The group of MPs are currently examining the UK government’s approach to dealing with the legacy of the Troubles in Northern Ireland in view of its pledge to repeal the controversial legacy Act introduced by the previous administration.
The Irish Government recently signed a memorandum of understanding with the Omagh inquiry – which is investigating whether the UK security services could have prevented the bombing – to allow it to access material held by the State, but some relatives and unionist politicians have said this does not go far enough and an independent, parallel inquiry is needed.
Ms O’Loan said she saw the agreement as “indicative of a will to assist”.

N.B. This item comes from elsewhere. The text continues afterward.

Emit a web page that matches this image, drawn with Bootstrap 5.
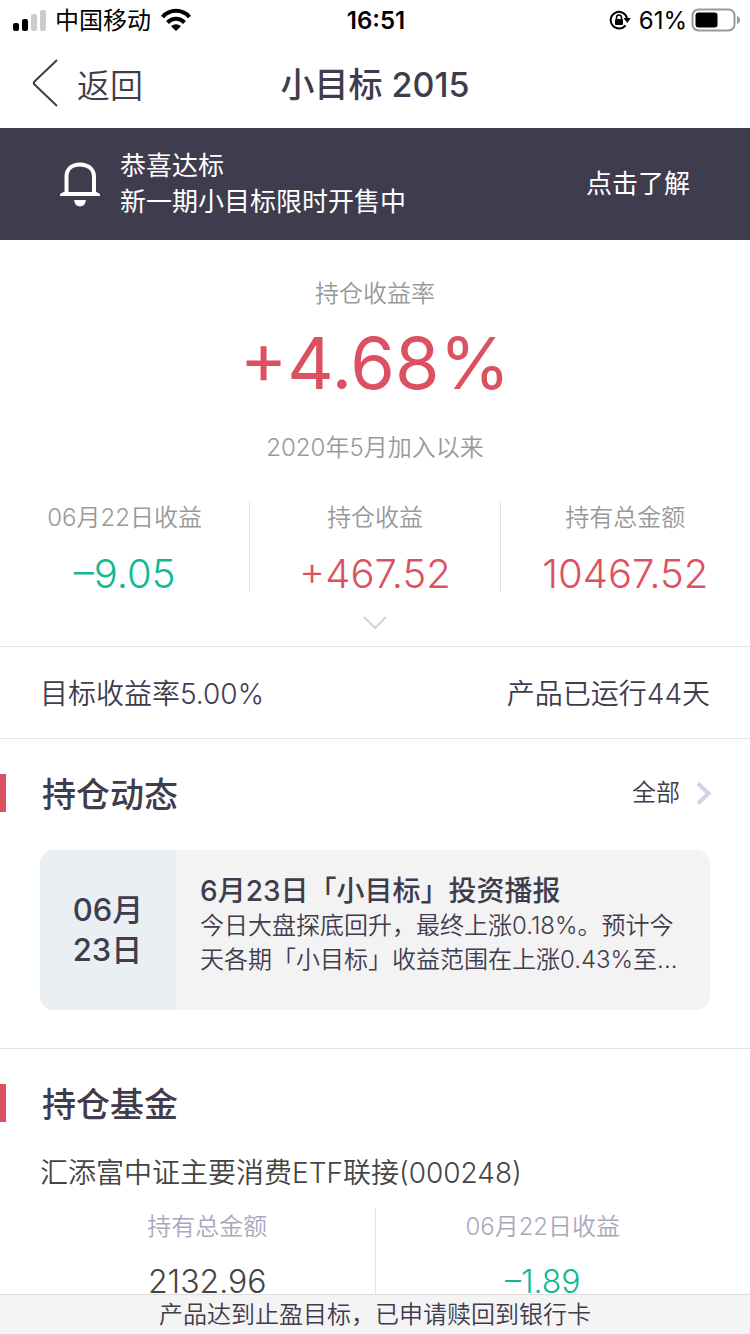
<!DOCTYPE html>
<html lang="zh-CN">
<head>
<meta charset="utf-8">
<meta name="viewport" content="width=device-width, initial-scale=1">
<title>小目标 2015</title>
<link href="https://cdn.jsdelivr.net/npm/bootstrap@5.3.0/dist/css/bootstrap.min.css" rel="stylesheet">
<style>
  :root { --ink: #3f3c4e; --rise: #dc5161; --fall: #0fb993; --rule: #e4e4e4; }
  body { font-family: Inter, "Noto Sans CJK SC", sans-serif; font-size: 24px; line-height: 32px; color: var(--ink); background: #fff; }
  h1, h2, h3, p, dl, dt, dd { margin: 0; font-weight: inherit; line-height: inherit; }
  svg { display: block; flex: none; }
  a { color: inherit; text-decoration: none; }
  .status { height: 40px; padding: 2px 10px 0 12px; color: #000; }
  .status-side { flex: 1 1 0; }
  .status-side svg { margin-top: -2px; }
  .clock { font-weight: 600; font-size: 24px; }
  .titlebar { height: 88px; padding: 0 32px; }
  .titlebar h1 { font-size: 34px; font-weight: 500; line-height: 44px; padding-top: 2px; }
  .back { gap: 19px; font-size: 33px; font-weight: 350; line-height: 44px; color: inherit; }
  .back span { padding-top: 3px; }
  .notice { background: var(--ink); color: #fff; padding: 20px 60px; gap: 20px; font-size: 26px; line-height: 36px; }
  .hero { padding: 38px 0 16px; border-bottom: 1px solid var(--rule); }
  .label { color: #999; font-weight: 350; font-size: 24px; line-height: 32px; }
  .rate { font-size: 72px; line-height: 80px; margin: 13px 0 29px; }
  .stats { margin-top: 38px; }
  .stat + .stat { border-left: 1px solid var(--rule); }
  .stat dd { font-size: 40px; font-weight: 300; line-height: 36px; margin-top: 22px; }
  .rise { color: var(--rise); }
  .fall { color: var(--fall); }
  .goal { padding: 26px 40px 22px; font-size: 28px; font-weight: 350; line-height: 43px; border-bottom: 1px solid var(--rule); }
  .block-head { padding: 0 38px 0 36px; border-left: 6px solid var(--rise); line-height: 38px; }
  .block-head h2 { font-size: 34px; font-weight: 500; line-height: 34px; padding-top: 4px; }
  .dynamics { padding: 35px 0 38px; border-bottom: 1px solid var(--rule); }
  .all-link { font-size: 24px; font-weight: 350; }
  .news { margin: 38px 40px 0; border-radius: 14px; background: #f3f3f3; overflow: hidden; min-height: 160px; }
  .news-date { flex: 0 0 136px; background: #eaeff4; font-size: 31px; font-weight: 500; line-height: 40px; }
  .news-text { padding: 23px 24px; min-width: 0; }
  .news-text h3 { font-size: 28px; font-weight: 500; line-height: 36px; }
  .news-text p { font-weight: 350; line-height: 34px; }
  .funds { padding: 35px 0 32px; }
  .fund-name { margin: 32px 40px 16px; font-size: 28px; font-weight: 350; line-height: 38px; color: #444; }
  .holdings { margin: 0 40px; }
  .holding { padding-top: 3px; }
  .holding + .holding { border-left: 1px solid var(--rule); }
  .holding .label { color: #aaa8bd; }
  .holding dd { font-size: 32px; font-weight: 350; line-height: 40px; margin-top: 19px; }
  .black { color: #444; }
  .toast-bar { background: #f4f4f4; border-top: 1px solid #ddd; line-height: 39px; font-weight: 350; }
</style>
</head>
<body>
<header>
  <div class="status d-flex align-items-center">
    <div class="status-side d-flex align-items-center">
      <svg width="35" height="22" viewBox="0 0 35 22"><rect x="1" y="14" width="6" height="8" rx="2"/><rect x="10" y="10" width="6" height="12" rx="2"/><g fill="#ccc"><rect x="19" y="5" width="6" height="17" rx="2"/><rect x="28" y="1" width="6" height="21" rx="2"/></g></svg>
      <span class="ms-2">中国移动</span>
      <svg class="ms-2" width="34" height="24" viewBox="0 0 34 24" fill="none" stroke="#000" stroke-width="4"><path d="M3.500 9 C11 .8 23 .8 30.500 9"/><path d="M8.500 14.500 C13.500 9.500 20.500 9.500 25.500 14.500"/><path d="M12 18.300 C15 15.500 19 15.500 22 18.300 L17 23Z" fill="#000" stroke="none"/></svg>
    </div>
    <span class="clock">16:51</span>
    <div class="status-side d-flex align-items-center justify-content-end">
      <svg width="22" height="20" viewBox="0 0 22 20"><path d="M16.500 15.300 A8.300 8.300 0 1 1 18 8" fill="none" stroke="#000" stroke-width="2"/><path d="M14.500 8 H21.800 L18.300 13Z"/><rect x="6" y="9" width="8" height="6" rx="1"/><path d="M7.500 9 V7.500 a2.500 2.500 0 0 1 5 0 V9" fill="none" stroke="#000" stroke-width="1.500"/></svg>
      <span class="ms-2">61%</span>
      <svg class="ms-1" width="49" height="24" viewBox="0 0 49 24"><rect x="1.500" y="1.500" width="42" height="21" rx="6" fill="none" stroke="#999" stroke-width="2"/><rect x="4.500" y="4.500" width="22" height="15" rx="3"/><path d="M46 8 q3 1 3 4 t-3 4Z" fill="#999"/></svg>
    </div>
  </div>
  <nav class="titlebar d-flex align-items-center">
    <div class="status-side">
      <button type="button" class="back btn border-0 p-0 d-flex align-items-center">
        <svg width="26" height="48" viewBox="0 0 26 48" fill="none" stroke="#3f3c4e" stroke-width="2"><path d="M25 1 L2.500 22.500 Q1 24 2.500 25.500 L25 47"/></svg>
        <span>返回</span>
      </button>
    </div>
    <h1>小目标 2015</h1>
    <div class="status-side"></div>
  </nav>
</header>
<main>
  <a href="#offer" class="notice d-flex align-items-center">
    <svg width="40" height="46" viewBox="0 0 40 46"><path d="M6.500 32 V16 C6.500 7.500 12.500 3.500 20 3.500 S34 7.500 34 16 V32" fill="none" stroke="#fff" stroke-width="4"/><path d="M3.500 31 H36.500 L40 33 V35 H0 V33Z M14 39 H26 Q25 45.500 20 45.500 T14 39Z" fill="#fff"/></svg>
    <span class="flex-grow-1">恭喜达标<br>新一期小目标限时开售中</span>
    <span>点击了解</span>
  </a>
  <section class="hero text-center">
    <p class="label">持仓收益率</p>
    <p class="rate rise">+4.68%</p>
    <p class="label">2020年5月加入以来</p>
    <dl class="stats row g-0">
      <div class="stat col"><dt class="label">06月22日收益</dt><dd class="fall">–9.05</dd></div>
      <div class="stat col"><dt class="label">持仓收益</dt><dd class="rise">+467.52</dd></div>
      <div class="stat col"><dt class="label">持有总金额</dt><dd class="rise">10467.52</dd></div>
    </dl>
    <button type="button" class="btn border-0 p-0 d-block mx-auto mt-4" aria-label="展开">
      <svg width="24" height="14" viewBox="0 0 24 14" fill="none" stroke="#d3d1e3" stroke-width="2"><path d="M1 1 L12 12 L23 1"/></svg>
    </button>
  </section>
  <div class="goal d-flex justify-content-between"><span>目标收益率5.00%</span><span>产品已运行44天</span></div>
  <section class="dynamics">
    <div class="block-head d-flex align-items-center justify-content-between">
      <h2>持仓动态</h2>
      <a href="#all" class="all-link d-flex align-items-center">全部
        <svg class="ms-3" width="16" height="24" viewBox="0 0 16 24" fill="none" stroke="#d3d1e3" stroke-width="4"><path d="M2 2.500 L12.500 12.500 L2 22.500"/></svg>
      </a>
    </div>
    <a href="#news" class="news d-flex">
      <div class="news-date d-flex align-items-center justify-content-center">06月<br>23日</div>
      <div class="news-text">
        <h3>6月23日「小目标」投资播报</h3>
        <p>今日大盘探底回升，最终上涨0.18%。预计今天各期「小目标」收益范围在上涨0.43%至...</p>
      </div>
    </a>
  </section>
  <section class="funds">
    <div class="block-head"><h2>持仓基金</h2></div>
    <h3 class="fund-name">汇添富中证主要消费ETF联接(000248)</h3>
    <dl class="holdings row g-0 text-center">
      <div class="holding col"><dt class="label">持有总金额</dt><dd class="black">2132.96</dd></div>
      <div class="holding col"><dt class="label">06月22日收益</dt><dd class="fall">–1.89</dd></div>
    </dl>
  </section>
</main>
<footer class="toast-bar fixed-bottom text-center">产品达到止盈目标，已申请赎回到银行卡</footer>
<script src="https://cdn.jsdelivr.net/npm/bootstrap@5.3.0/dist/js/bootstrap.bundle.min.js"></script>
</body>
</html>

“There’s an awful lot of the crime which occurred actually occurred in planning terms in the Republic of Ireland, and an awful lot of information is held in the Republic of Ireland, and it’s a bit difficult to get that information out.
“I would have expected, and I said that the Republic should have established some sort of independent inquiry on Omagh to run parallel to our own inquiry, because there’s clear evidence that that bomb was planned down there.
“But this is repeated across many incidents in the Troubles [and] I think that there needs to be probably legislation in the South to enable to transmission of intelligence and information which the Republic holds,” she said.
Asked by the DUP leader, Gavin Robinson, if she believed “the Irish Government should be doing an awful lot more”, particularly in regard to the Omagh bombing, she replied, “I absolutely do.
“It would have been remiss of An Garda Síochána if they had not been gathering intelligence and information about the activities of terrorists, IRA people, particularly in the jurisdiction, and they were gathering such information, and it would be imperative that such information is shared.
“If we look at Omagh, for example, we know that the bomb which came to Omagh and exploded came up from the South.
“There’s been too much of a process by which assurances have been given that all information will be provided ... but then when you go back and ask for the information it’s not provided.
“I think there needs to be a really serious look in the Republic of Ireland – and I know how difficult it’s going to be, because I know the dynamics, the constructs, the contexts are difficult – but there actually does need to be a determined process through which the records in the Republic of Ireland are made available where necessary so that the Omagh bomb inquiry can do its work,” Ms O’Loan said.